Produce an exact transcription of the listing below, omitting the pictures.

[Begin Source data]

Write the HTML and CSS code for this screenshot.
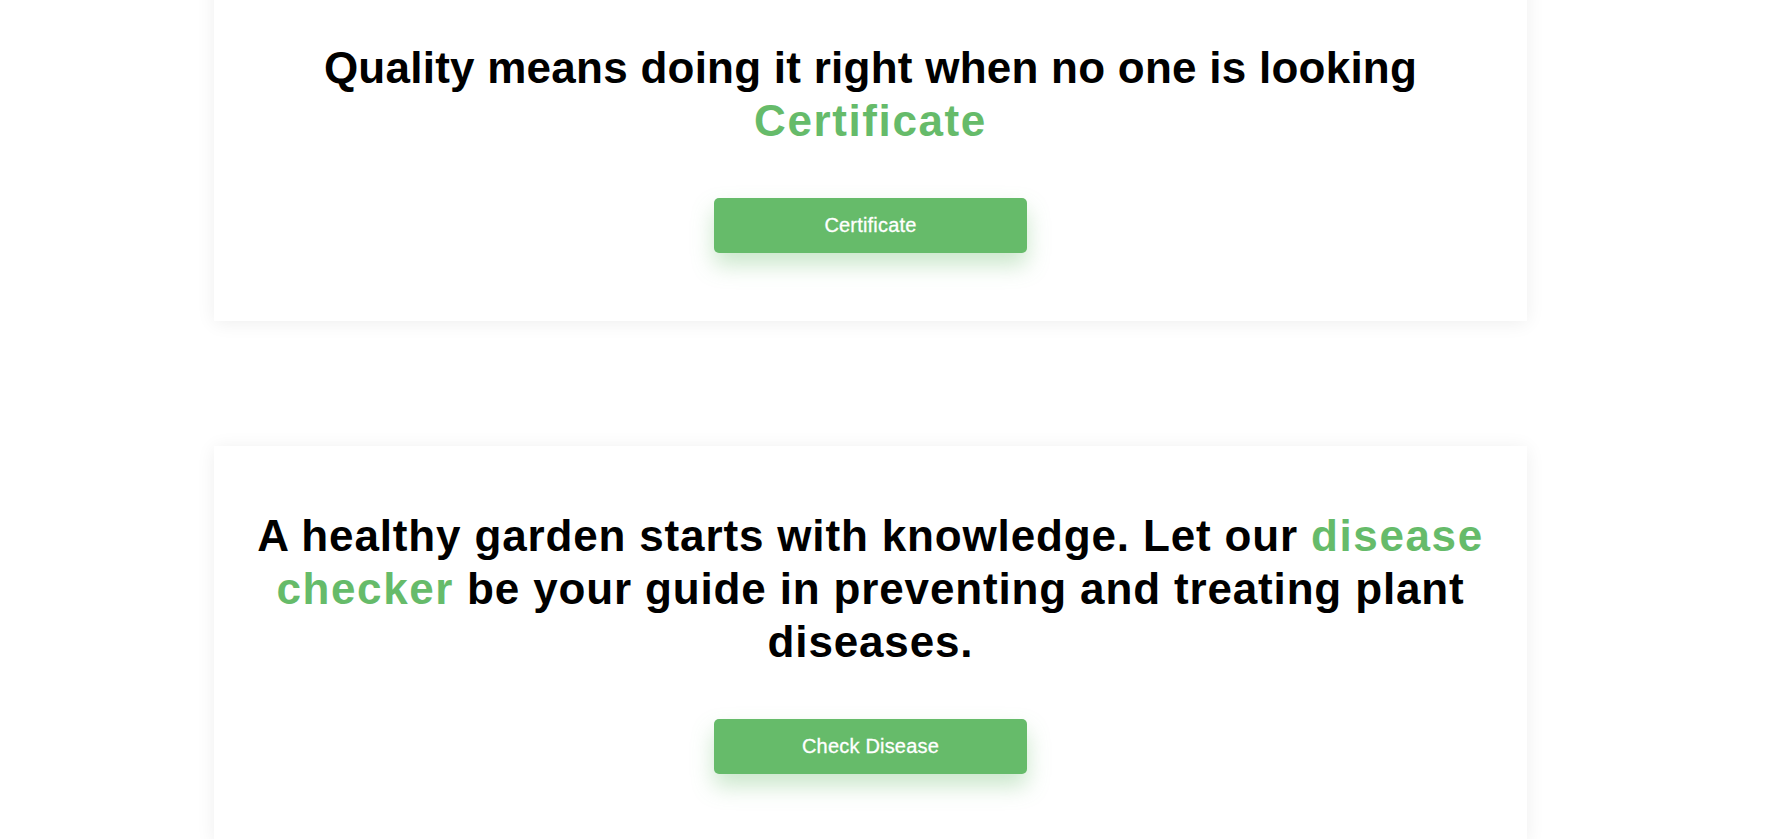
FILE: index.html
```html
<!DOCTYPE html>
<html lang="en">
<head>
<meta charset="utf-8">
<title>Garden</title>
<link rel="stylesheet" href="styles.css">
</head>
<body>
<main class="page">
  <section class="card">
    <h2 class="card-title">Quality means doing it right when no one is looking <span class="accent">Certificate</span></h2>
    <a class="btn" href="#">Certificate</a>
  </section>
  <section class="card">
    <h2 class="card-title card-title--wide">A healthy garden starts with knowledge. Let our <span class="accent">disease checker</span> be your guide in preventing and treating plant diseases.</h2>
    <a class="btn" href="#">Check Disease</a>
  </section>
</main>
</body>
</html>
```
FILE: styles.css
```css
html, body {
  margin: 0;
  padding: 0;
  background: #fff;
}
body {
  font-family: "Liberation Sans", Arial, sans-serif;
  overflow: hidden;
}
.page {
  display: flex;
  flex-direction: column;
  gap: 125px;
  margin-top: -22px;
  padding-left: 214px;
}
.card {
  width: 1313px;
  box-sizing: border-box;
  background: #fff;
  padding: 63px 30px 68px;
  box-shadow: 0 2px 18px rgba(0, 0, 0, 0.07);
  display: flex;
  flex-direction: column;
  align-items: center;
}
.card-title {
  margin: 0;
  font-size: 44px;
  line-height: 53px;
  font-weight: 700;
  letter-spacing: 0.25px;
  color: #000;
  text-align: center;
}
.card-title--wide {
  letter-spacing: 0.85px;
}
.accent {
  color: #66bb6a;
  letter-spacing: 1.6px;
}
.btn {
  margin-top: 51px;
  width: 313px;
  height: 55px;
  display: flex;
  align-items: center;
  justify-content: center;
  background: #66bb6a;
  color: #fff;
  border-radius: 5px;
  font-size: 20px;
  letter-spacing: 0.2px;
  text-decoration: none;
  -webkit-text-stroke: 0.3px #fff;
  box-shadow: 0 12px 22px rgba(102, 187, 106, 0.35);
}
```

[End Source data]

--- Answer in full ---
Write the HTML and CSS code for this screenshot.
FILE: index.html
```html
<!DOCTYPE html>
<html lang="en">
<head>
<meta charset="utf-8">
<title>Garden</title>
<link rel="stylesheet" href="styles.css">
</head>
<body>
<main class="page">
  <section class="card">
    <h2 class="card-title">Quality means doing it right when no one is looking <span class="accent">Certificate</span></h2>
    <a class="btn" href="#">Certificate</a>
  </section>
  <section class="card">
    <h2 class="card-title card-title--wide">A healthy garden starts with knowledge. Let our <span class="accent">disease checker</span> be your guide in preventing and treating plant diseases.</h2>
    <a class="btn" href="#">Check Disease</a>
  </section>
</main>
</body>
</html>
```
FILE: styles.css
```css
html, body {
  margin: 0;
  padding: 0;
  background: #fff;
}
body {
  font-family: "Liberation Sans", Arial, sans-serif;
  overflow: hidden;
}
.page {
  display: flex;
  flex-direction: column;
  gap: 125px;
  margin-top: -22px;
  padding-left: 214px;
}
.card {
  width: 1313px;
  box-sizing: border-box;
  background: #fff;
  padding: 63px 30px 68px;
  box-shadow: 0 2px 18px rgba(0, 0, 0, 0.07);
  display: flex;
  flex-direction: column;
  align-items: center;
}
.card-title {
  margin: 0;
  font-size: 44px;
  line-height: 53px;
  font-weight: 700;
  letter-spacing: 0.25px;
  color: #000;
  text-align: center;
}
.card-title--wide {
  letter-spacing: 0.85px;
}
.accent {
  color: #66bb6a;
  letter-spacing: 1.6px;
}
.btn {
  margin-top: 51px;
  width: 313px;
  height: 55px;
  display: flex;
  align-items: center;
  justify-content: center;
  background: #66bb6a;
  color: #fff;
  border-radius: 5px;
  font-size: 20px;
  letter-spacing: 0.2px;
  text-decoration: none;
  -webkit-text-stroke: 0.3px #fff;
  box-shadow: 0 12px 22px rgba(102, 187, 106, 0.35);
}
```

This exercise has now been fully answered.